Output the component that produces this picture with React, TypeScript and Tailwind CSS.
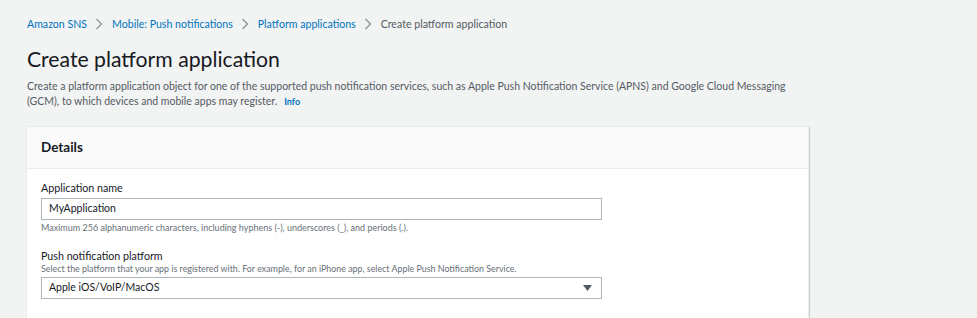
const crumbs = ['Amazon SNS', 'Mobile: Push notifications', 'Platform applications']

const Chevron = () => (
  <svg width="8" height="12" viewBox="0 0 8 12" className="ml-[8px] mr-[9px] shrink-0">
    <path d="M1.5 1 L6.5 6 L1.5 11" fill="none" stroke="#879596" strokeWidth="1.3" />
  </svg>
)

export default function App() {
  return (
    <div
      className="min-h-screen bg-[#f2f3f3] text-[#16191f] pl-[27px] pt-[16px]"
      style={{ fontFamily: 'Lato, "Noto Sans", Arial, sans-serif' }}
    >
      {/* breadcrumb */}
      <nav className="flex items-center h-[16px] text-[10.6px] leading-[16px]">
        {crumbs.map((c) => (
          <span key={c} className="flex items-center">
            <a className="text-[#0073bb]">{c}</a>
            <Chevron />
          </span>
        ))}
        <span className="text-[#545b64]">Create platform application</span>
      </nav>

      {/* header */}
      <h1 className="mt-[13px] text-[21.2px] leading-[28px] font-normal">Create platform application</h1>
      <p className="mt-[6px] text-[10.5px] leading-[15px] text-[#545b64]">
        Create a platform application object for one of the supported push notification services, such as Apple Push Notification Service (APNS) and Google Cloud Messaging
        <br />
        (GCM), to which devices and mobile apps may register.
        <a className="ml-[7px] text-[9px] font-bold text-[#0073bb]">Info</a>
      </p>

      {/* details card */}
      <section className="mt-[17px] ml-[-1px] w-[783px] bg-white border border-[#eaeded] shadow-[1px_1px_1px_0_rgba(0,28,36,0.15)]">
        <div className="h-[42px] flex items-center px-[14px] bg-[#fafafa] border-b border-[#eaeded]">
          <h2 className="text-[13.5px] font-bold">Details</h2>
        </div>
        <div className="px-[14px] pt-[11px] pb-[20px]">
          <label className="block text-[10.7px] leading-[15px]">Application name</label>
          <div className="mt-[3px] w-[561px] h-[22px] flex items-center px-[7px] border border-[#aab7b8] text-[10.5px]">
            MyApplication
          </div>
          <p className="mt-[2px] text-[9px] leading-[12px] text-[#687078]">
            Maximum 256 alphanumeric characters, including hyphens (-), underscores (_), and periods (.).
          </p>

          <label className="block mt-[15px] text-[10.7px] leading-[14px]">Push notification platform</label>
          <p className="text-[8.9px] leading-[11px] text-[#687078]">
            Select the platform that your app is registered with. For example, for an iPhone app, select Apple Push Notification Service.
          </p>
          <div className="mt-[3px] w-[561px] h-[22px] flex items-center justify-between px-[7px] border border-[#aab7b8] text-[10.5px]">
            <span>Apple iOS/VoIP/MacOS</span>
            <svg width="9" height="6" viewBox="0 0 9 6" className="mr-[2px]">
              <path d="M0 0 H9 L4.5 6 Z" fill="#545b64" />
            </svg>
          </div>
        </div>
      </section>
    </div>
  )
}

Goal
Look for lines containing the string "that" and copy them all.

Solved problem
Output the component that produces this picture with React, TypeScript and Tailwind CSS.
            Select the platform that your app is registered with. For example, for an iPhone app, select Apple Push Notification Service.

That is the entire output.